With preparations now underway to facilitate the visit here later this week by the United States’ Secretary of State Michael Pompeo, there has been a brisk burst of chatter in some quarters over the significance of his coming here and just what the key issues on the agenda for the visit might be. The practice of diplomacy, particularly as it relates to high-level visits, tends to be informed, on the whole by far more form than substance, the truth of the matter being that the vast majority of the work associated with such visits and their outcomes, usually take place long before the visitors arrive. What are usually ‘trotted out’ as outcomes of these kinds of visits are frequently agreed upon among the experts in the particular aspects of foreign policy, frequently, long before hand. The public announcements and the attendant fanfare are left to the leading personages on the two sides. There is no reason to believe that it will be any different with the Mike Pompeo visit.
To suggest that the US Secretary of State is making the trip here purely to congratulate the new Irfaan Ali administration for having ‘come through’ the five-month imbroglio to take office would be, to say the least, fanciful. An appropriately worded note to the new Guyanese President under the pen – or at least under the name – of the US Secretary of State would have sufficed there.
What is perhaps more significant about the burst of high-level chatter here regarding the Pompeo visit is that those institutions that might have been expected to be able to enlighten us, Takuba Lodge and the US Embassy, chiefly, last week went into a near ‘deep cover,’ on the matter, declining to disclose even a scrap of pertinent detail, even though any foreign policy student would know that by now functionaries in those agencies would be aware of at least the broad outlines around which the discourses with Mr. Pompeo are likely to revolve. Those, for the time being, at least, would have been sufficient for the media.
As has already been mentioned it is commonplace for draft notes, even draft final communiques to materialize long prior to the substantive ‘discussions’ themselves. Once the draft communiques are agreed on both sides, the deed is more-or-less done, matters of tone and language having been surrendered to the expertise of the diplomats. Those functionaries and institutions (like the Ministry of Foreign Affairs and the US Embassy) that have proffered a feigned cluelessness about just why Mr. Pompeo is coming here are (to use a common English expression) ‘having us on.’ They know.’
Truth be told, the Pompeo visit almost certainly has less to do with relations between Washington and Georgetown, per se, and more to do with hemispheric relations and the respective roles of the US and Guyana therein. Put differently, the US Secretary of State is coming here hopefully to oversee the tying up of ‘loose ends’ in relation to what informed analysts are persuaded could be a push for a likely ‘final showdown’ with the Maduro administration in neighbouring Venezuela.
For sure, the issue of the ‘historic ties between Guyana and the US” (or words to that effect) are likely to appear in the post-visit Communique. There might also be some reference to the “common commitment” of the political administrations to democracy. Those sentiments, however, are not usually among the primary reasons why the US dispatches its Secretary of State to countries that do not, as a matter of course, feature prominently on its foreign policy radar.

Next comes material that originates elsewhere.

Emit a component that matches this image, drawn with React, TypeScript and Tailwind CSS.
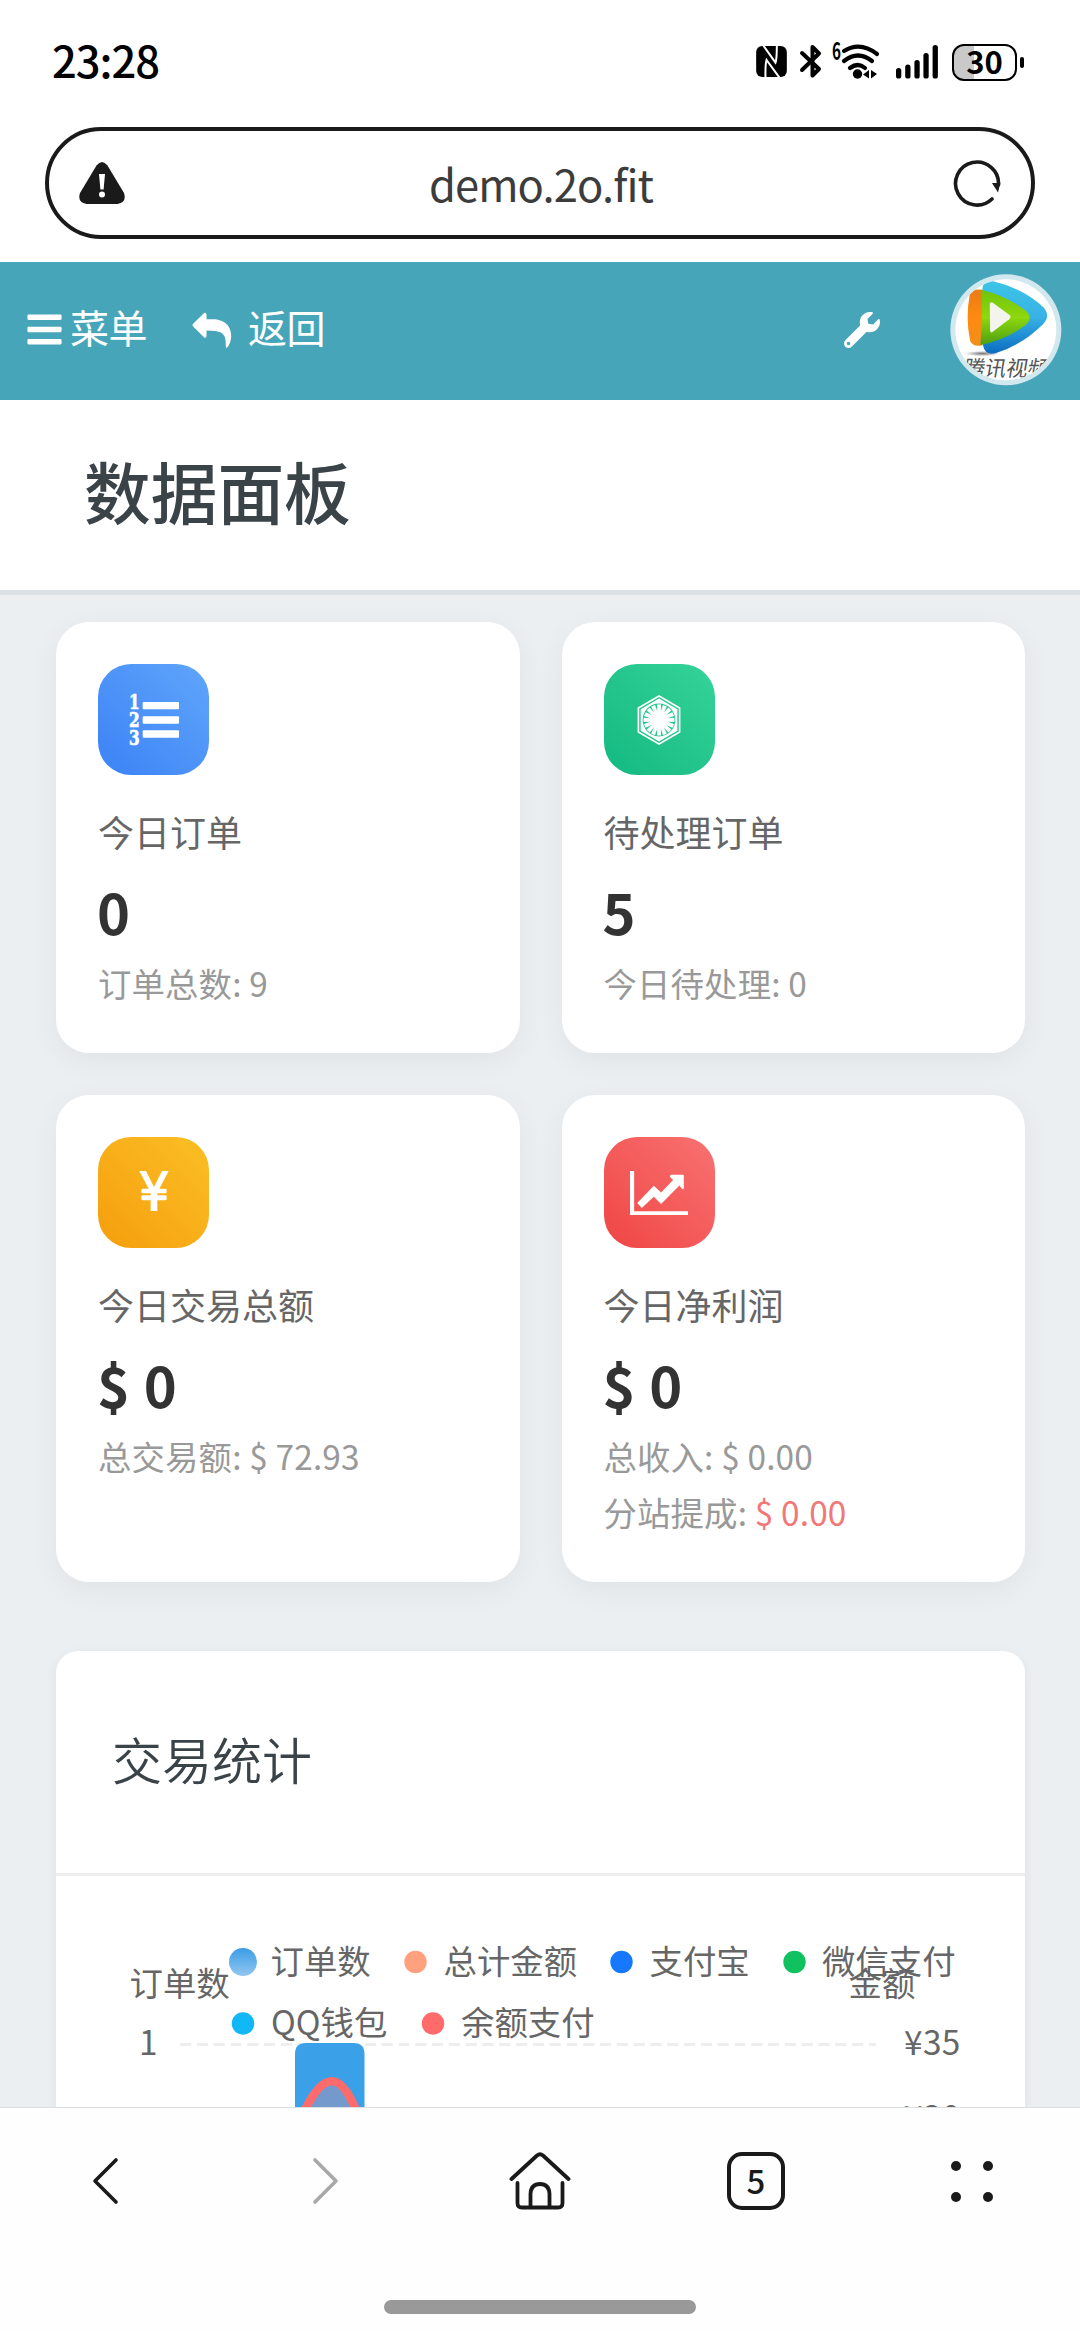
import React from "react";
import { FaBars, FaFirstOrder, FaWrench } from "react-icons/fa";

interface StatProps {
  icon: React.ReactNode;
  iconBg: string;
  label: string;
  value: string;
  children: React.ReactNode;
}

const StatCard = (props: StatProps) => {
  return (
    <div className="rounded-[33px] bg-white p-[42px] shadow-[0_8px_30px_rgba(0,0,0,0.05)]">
      <div
        className={
          "flex h-[111px] w-[111px] items-center justify-center rounded-[33px] text-white " +
          props.iconBg
        }
      >
        {props.icon}
      </div>
      <p className="mt-[29px] h-[54px] text-[36px] leading-[54px] text-[#666]">
        {props.label}
      </p>
      <p className="-ml-px mt-[11px] h-[86px] text-[56px] font-bold leading-[84px] tracking-[0.5px] text-[#333]">
        {props.value}
      </p>
      <div className="text-[33.4px] leading-[56px] tracking-[0.15px] text-[#999]">
        {props.children}
      </div>
    </div>
  );
};

const ListIcon = () => {
  return (
    <svg className="h-[50px] w-[50px] overflow-visible" viewBox="0 0 150 150" fill="currentColor">
      <g fontFamily="DejaVu Serif, serif" fontSize="59" fontWeight="700" stroke="currentColor" strokeWidth="2">
        <text x="0" y="43" textLength="32" lengthAdjust="spacingAndGlyphs">1</text>
        <text x="0" y="96" textLength="32" lengthAdjust="spacingAndGlyphs">2</text>
        <text x="0" y="149" textLength="32" lengthAdjust="spacingAndGlyphs">3</text>
      </g>
      <rect x="41" y="21" width="109" height="22" rx="3" />
      <rect x="41" y="64" width="109" height="22" rx="3" />
      <rect x="41" y="106" width="109" height="22" rx="3" />
    </svg>
  );
};

const StatusBar = () => {
  return (
    <div className="flex h-[127px] items-start justify-between pl-[52px] pr-14 text-black">
      <span className="mt-[28px] text-[43.5px] font-medium leading-[64px] tracking-[-1px]">
        23:28
      </span>
      <div className="mt-[42px] flex h-10 items-start">
        {/* nfc */}
        <svg className="mt-[4px] h-[31px] w-[31px]" viewBox="0 0 92 93">
          <rect width="92" height="93" rx="18" />
          <path
            d="M21 -2 L58 50 Q62 40 62 -2 M70 95 L31 42 Q27 55 28 95"
            fill="none"
            stroke="#fff"
            strokeWidth="6"
          />
        </svg>
        {/* bluetooth */}
        <svg className="ml-3 mt-[2px] h-[35px] w-[24px]" viewBox="0 0 24 35">
          <path
            d="M3 9 L20 25 L13.500 31.500 V3 L20 9.500 L3 26"
            fill="none"
            stroke="#000"
            strokeWidth="4"
            strokeLinecap="round"
            strokeLinejoin="round"
          />
        </svg>
        {/* wifi 6 */}
        <svg className="ml-[9px] h-[38px] w-[48px] overflow-visible" viewBox="0 0 48 38">
          <text x="0" y="18" fontSize="24" fontWeight="700" textLength="9" lengthAdjust="spacingAndGlyphs">
            6
          </text>
          <path
            d="M12 9 Q28 -1 45 12 M12 19 Q26 8 40 19 M18 26 Q26 20 33 26"
            fill="none"
            stroke="#000"
            strokeWidth="4.200"
            strokeLinecap="round"
          />
          <circle cx="25.500" cy="32" r="4.700" />
          <path d="M37 28v8.500l-6-4zM39 28v8.500l6-4.500z" />
        </svg>
        {/* signal */}
        <svg className="ml-4 mt-[3px] h-[34px] w-[43px]" viewBox="0 0 43 34">
          <rect x="0" y="23" width="5.300" height="10.500" rx="2.600" />
          <rect x="9.200" y="19.500" width="5.300" height="14" rx="2.600" />
          <rect x="18.400" y="15" width="5.300" height="18.500" rx="2.600" />
          <rect x="27.400" y="8" width="5.300" height="25.500" rx="2.600" />
          <rect x="36.600" y="0" width="5.300" height="33.500" rx="2.600" />
        </svg>
        {/* battery */}
        <div className="ml-[13px] mt-[2px] flex items-center gap-[3px]">
          <div className="flex h-[37px] w-[65px] items-center justify-center rounded-[12px] border-[2.5px] border-black bg-[linear-gradient(90deg,#c9c9c9_32%,#fff_32%)] pb-1 text-[31px] font-bold leading-none">
            30
          </div>
          <div className="h-[11px] w-[4px] rounded-full bg-black" />
        </div>
      </div>
    </div>
  );
};

const AddressBar = () => {
  return (
    <div className="mx-[45px] flex h-28 items-center justify-between rounded-full border-4 border-[#1a1a1a] pl-[30px] pr-[30px]">
      <svg className="h-[42px] w-[46px]" viewBox="0 0 46 42">
        <path
          d="M17.500 3.500 Q23 -3.500 28.500 3.500 L45 31 Q48 40 38.500 42 H7.500 Q-2 40 1 31 Z"
          fill="#1a1a1a"
        />
        <path d="M20 12 H26 L24.600 27.500 H21.400 Z" fill="#fff" />
        <circle cx="23" cy="32.500" r="3" fill="#fff" />
      </svg>
      <span className="ml-1 mt-0.5 text-[43.5px] leading-[64px] tracking-[-0.9px] text-[#3c3c3c]">
        demo.2o.fit
      </span>
      <svg className="h-[48px] w-[48px]" viewBox="0 0 48 48">
        <path
          d="M39 40 A21.500 21.500 0 1 1 45.500 26"
          fill="none"
          stroke="#1a1a1a"
          strokeWidth="3.600"
          strokeLinecap="round"
        />
        <path d="M39 24 L47.300 24 L45 33.500 Z" fill="#1a1a1a" />
      </svg>
    </div>
  );
};

const Avatar = () => {
  return (
    <svg className="h-28 w-28" viewBox="0 0 333 335">
      <defs>
        <clipPath id="face">
          <circle cx="166" cy="167" r="151" />
        </clipPath>
        <linearGradient id="blue" x1="0" y1="0" x2="0" y2="1">
          <stop offset="0" stopColor="#3cc4e6" />
          <stop offset="0.500" stopColor="#38b2e6" />
          <stop offset="1" stopColor="#0a6cc0" />
        </linearGradient>
        <linearGradient id="green" x1="0" y1="0" x2="0" y2="1">
          <stop offset="0" stopColor="#6fc40a" />
          <stop offset="0.500" stopColor="#8ed80c" />
          <stop offset="1" stopColor="#4d9f14" />
        </linearGradient>
        <linearGradient id="orange" x1="0" y1="0" x2="0" y2="1">
          <stop offset="0" stopColor="#e87c16" />
          <stop offset="0.500" stopColor="#ff8a10" />
          <stop offset="1" stopColor="#f0901c" />
        </linearGradient>
        <radialGradient id="ground">
          <stop offset="0" stopColor="#777" />
          <stop offset="1" stopColor="#fff" />
        </radialGradient>
      </defs>
      <circle cx="166" cy="167" r="166" fill="#d1e8ee" />
      <circle cx="166" cy="167" r="151" fill="#fff" />
      <g clipPath="url(#face)">
        <ellipse cx="95" cy="238" rx="52" ry="8" fill="url(#ground)" />
        <path
          d="M96 42 Q98 18 128 22 Q215 42 277 98 Q302 124 277 150 Q215 212 135 237 Q103 244 98 214 Q90 125 96 42z"
          fill="url(#blue)"
        />
        <path
          d="M58 62 Q65 42 96 47 L96 213 Q68 220 59 200 Q45 130 58 62z"
          fill="url(#orange)"
        />
        <path
          d="M94 48 Q165 64 226 110 Q248 130 226 152 Q165 198 90 212 Q97 130 94 48z"
          fill="url(#green)"
        />
        <path
          d="M118 90 Q119 82 127 86 L176 122 Q184 128 176 135 L127 173 Q120 178 119 168z"
          fill="#f4f4ee"
        />
        <text
          x="36"
          y="306"
          fontSize="64"
          fill="#555"
          transform="translate(54 0) skewX(-10)"
        >
          腾讯视频
        </text>
      </g>
    </svg>
  );
};

const TopBar = () => {
  return (
    <header className="mt-[22.500px] flex h-[138.500px] items-center bg-[#47a5ba] pb-0.5 pl-[27px] pr-[18px] text-[39px] leading-[58px] text-white">
      <a className="flex items-center gap-2">
        <FaBars className="h-[39px] w-[35px]" />
        <span className="-mt-2 tracking-[-0.5px]">菜单</span>
      </a>
      <a className="ml-[45px] flex items-center gap-4">
        <svg className="h-9 w-10" viewBox="0 0 116 105">
          <path
            d="M38 2 Q42 4 42 8 V21 H68 Q114 28 114 72 Q113 92 101 105 Q98 104 98 100 Q100 68 84 60 Q72 54 42 54 V70 Q41 77 36 75 L3 42 Q-1 38 3 34 L35 3 Q37 1 38 2z"
            fill="#fff"
          />
        </svg>
        <span className="-mt-2 tracking-[-0.5px]">返回</span>
      </a>
      <FaWrench className="ml-auto mr-[70px] h-[36px] w-[36px]" />
      <Avatar />
    </header>
  );
};

// x positions are relative to the card, y to the line under its heading
const legend = [
  { x: 359.500, y: 86, text: 387.500, label: "总计金额", color: "#ffa07f" },
  { x: 565.500, y: 86, text: 593.500, label: "支付宝", color: "#1677ff" },
  { x: 738.500, y: 86, text: 766, label: "微信支付", color: "#10c15f" },
  { x: 187, y: 147.500, text: 215, label: "QQ钱包", color: "#12b7f5" },
  { x: 377, y: 147.500, text: 405, label: "余额支付", color: "#ff6b6b" },
];

const Chart = () => {
  return (
    <svg
      className="block h-[231px] w-[969px]"
      viewBox="0 0 969 231"
      fontSize="33.400"
      fill="#666"
    >
      <defs>
        <linearGradient id="orders" x1="0" y1="0" x2="0" y2="1">
          <stop offset="0" stopColor="#3a9de6" />
          <stop offset="1" stopColor="#92c7f0" />
        </linearGradient>
      </defs>
      <path
        d="M124 168.500 H820"
        stroke="#eee"
        strokeWidth="3"
        strokeDasharray="11.200 5.600"
      />
      <path
        d="M239 232 V178 Q239 167 250 167 H297.500 Q308.500 167 308.500 178 V232z"
        fill="#3aa1e9"
      />
      <path d="M247 238 C264 198 285 198 302 238z" fill="#7399cd" />
      <path
        d="M245 242 C266 195 285 191 303 242"
        fill="none"
        stroke="#ff6b6b"
        strokeWidth="8.400"
      />
      <text x="73.500" y="119.500">订单数</text>
      <text x="792.500" y="119.500">金额</text>
      <text x="83" y="179">1</text>
      <text x="848" y="179" letterSpacing="0.400">¥35</text>
      <text x="848" y="253.500" letterSpacing="0.400">¥30</text>
      <circle cx="187" cy="86" r="14" fill="url(#orders)" />
      <text x="214.500" y="97.500">订单数</text>
      {legend.map((item) => (
        <g key={item.label}>
          <circle cx={item.x} cy={item.y} r="11.200" fill={item.color} />
          <text x={item.text} y={item.y + 11.5}>
            {item.label}
          </text>
        </g>
      ))}
    </svg>
  );
};

const BottomNav = () => {
  return (
    <nav className="flex h-[224px] flex-col items-center border-t-[1.500px] border-[#dcdfe1] bg-[#fefefe]">
      <div className="mt-[43px] grid h-[60px] w-full grid-cols-5 items-center justify-items-center">
        <svg className="mr-[7px] h-[50px] w-[30px]" viewBox="0 0 30 50">
          <path d="M26 4 L5 25 L26 46" fill="none" stroke="#1a1a1a" strokeWidth="3.600" strokeLinecap="round" strokeLinejoin="round" />
        </svg>
        <svg className="ml-[3px] h-[50px] w-[30px]" viewBox="0 0 30 50">
          <path d="M4 4 L25 25 L4 46" fill="none" stroke="#a8a8a8" strokeWidth="3.600" strokeLinecap="round" strokeLinejoin="round" />
        </svg>
        <svg className="h-[58px] w-[62px]" viewBox="0 0 62 58" fill="none" stroke="#1a1a1a" strokeWidth="3.800" strokeLinecap="round" strokeLinejoin="round">
          <path d="M2.500 27 L28 3.500 Q31 1 34 3.500 L59.500 27" />
          <path d="M8.500 31 V51 Q8.500 55.500 13 55.500 H49 Q53.500 55.500 53.500 51 V31" />
          <path d="M21.500 55 V42 Q22 32 31 32 Q40 32 40.500 42 V55" />
        </svg>
        <div className="flex h-[58px] w-[58px] items-center justify-center rounded-[15px] border-4 border-[#1a1a1a] pb-0.5 text-[33px] font-medium leading-none text-[#1a1a1a]">
          5
        </div>
        <div className="grid grid-cols-2 gap-x-[22px] gap-y-[21px]">
          <i className="h-2.5 w-2.5 rounded-full bg-[#1a1a1a]" />
          <i className="h-2.5 w-2.5 rounded-full bg-[#1a1a1a]" />
          <i className="h-2.5 w-2.5 rounded-full bg-[#1a1a1a]" />
          <i className="h-2.5 w-2.5 rounded-full bg-[#1a1a1a]" />
        </div>
      </div>
      <div className="mt-[89px] h-3.5 w-[312px] rounded-full bg-[#999]" />
    </nav>
  );
};

const App = () => {
  return (
    <div
      lang="zh-CN"
      className="flex h-[2331px] w-[1080px] flex-col overflow-hidden bg-white font-['Noto_Sans_CJK_SC',sans-serif]"
    >
      <StatusBar />
      <AddressBar />
      <TopBar />
      <main className="flex-1 overflow-hidden bg-[#ebeff2]">
        <div className="flex h-[195px] items-center border-b-[5px] border-[#dce1e6] bg-white px-[84px] pb-[11px]">
          <h1 className="text-[66.700px] font-medium leading-[100px] text-[#3a4348]">
            数据面板
          </h1>
        </div>
        <div className="ml-14 mr-[55px] mt-[27px] grid grid-cols-2 gap-[42px]">
          <StatCard
            icon={<ListIcon />}
            iconBg="bg-linear-to-tr from-[#3b82f6] to-[#60a5fa]"
            label="今日订单"
            value="0"
          >
            <p>订单总数: 9</p>
          </StatCard>
          <StatCard
            icon={<FaFirstOrder className="h-[50px] w-[50px]" />}
            iconBg="bg-linear-to-tr from-[#10b981] to-[#34d399]"
            label="待处理订单"
            value="5"
          >
            <p>今日待处理: 0</p>
          </StatCard>
          <StatCard
            icon={
              <svg className="-mt-1 h-[40px] w-[30px]" viewBox="0 0 88 120" fill="currentColor">
                <path d="M0 0 H20 L44 48 L68 0 H88 L60 53 H78 Q82 53 82 57 V63 Q82 67 78 67 H54 V73 H78 Q82 73 82 77 V84 Q82 88 78 88 H54 V120 H34 V88 H10 Q6 88 6 84 V77 Q6 73 10 73 H34 V67 H10 Q6 67 6 63 V57 Q6 53 10 53 H28z" />
              </svg>
            }
            iconBg="bg-linear-to-tr from-[#f59e0b] to-[#fbbf24]"
            label="今日交易总额"
            value="$ 0"
          >
            <p>总交易额: $ 72.93</p>
          </StatCard>
          <StatCard
            icon={
              <svg className="h-11 w-[58px]" viewBox="0 0 168 131" fill="currentColor" preserveAspectRatio="none">
                <path d="M0 0 H12 V120 H168 V131 H0z" />
                <path d="M21 95 L69 44 L90 64 L125 27 L116 18 Q115 11 119 11 H154 Q156 11 156 14 V52 Q153 56 150 52 L143 43 L90 98 L69 77 L34 110z" />
              </svg>
            }
            iconBg="bg-linear-to-tr from-[#ef4444] to-[#f87171]"
            label="今日净利润"
            value="$ 0"
          >
            <p>总收入: $ 0.00</p>
            <p>
              分站提成: <span className="text-[#f07878]">$ 0.00</span>
            </p>
          </StatCard>
        </div>
        <div className="ml-14 mr-[55px] mt-[69px] rounded-t-[22px] bg-white shadow-[0_3px_12px_rgba(0,0,0,0.06)]">
          <h3 className="flex h-[225px] items-center border-b-[3px] border-[#eee] px-14 pb-2 text-[50px] font-[350] leading-[75px] text-[#3a4348]">
            交易统计
          </h3>
          <Chart />
        </div>
      </main>
      <BottomNav />
    </div>
  );
};

export default App;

This, indeed, is what makes the report in the last Sunday Stabroek (`Gov’t urged to disclose Venezuela position ahead of US Secretary of State’s visit’) by far the most enlightening comment on the Pompeo visit here up until now. It draws attention, in a manner that officialdom has declined to do, to the ‘bottom line’ of Mr. Pompeo’s visit. This, after all, is the season of foreign policy in-gathering for the Trump administration insofar as his November re-election bid is concerned and there is no doubt that Venezuela is high on Trump’s re-election foreign policy agenda is concerned.
What Washington has evidently decidedly is that the ‘taking down’ of Maduro (or at least further reducing his viability) is, in global terms, one of its key objectives, ahead of the November poll. That is much the likelier reason for Mr. Pompeo’s visit here…an attempt at cohesive marshalling of the hemispheric ‘troops.’
The complexities of Guyana/Venezuela relations, not least, the delicate foreign policy high-wire act that Guyana continues to perform in terms of its relations with its neighbour to the west, is a matter of sufficient public knowledge to have given rise to insistence on the importance of the incumbent political administration ‘fleshing out’ what it might wish to say to Pompeo once he gets here. While the US Secretary of State will doubtless be clear in his own mind as to what he expects from this visit, Guyana cannot afford to be unmindful of the fact that what informs foreign policy decision-making more than anything else, is a country’s stability, security and long-term vital interests.
The Pompeo visit here and its outcomes will amount to an interesting (and stern) test of the new administration’s recognition or otherwise of what its foreign policy priorities are. The outcomes of the visit should be a most interesting marker for the future of relations with both Venezuela and the United States. This, by far, is the essence of Mike Pompeo’s visit here later this week.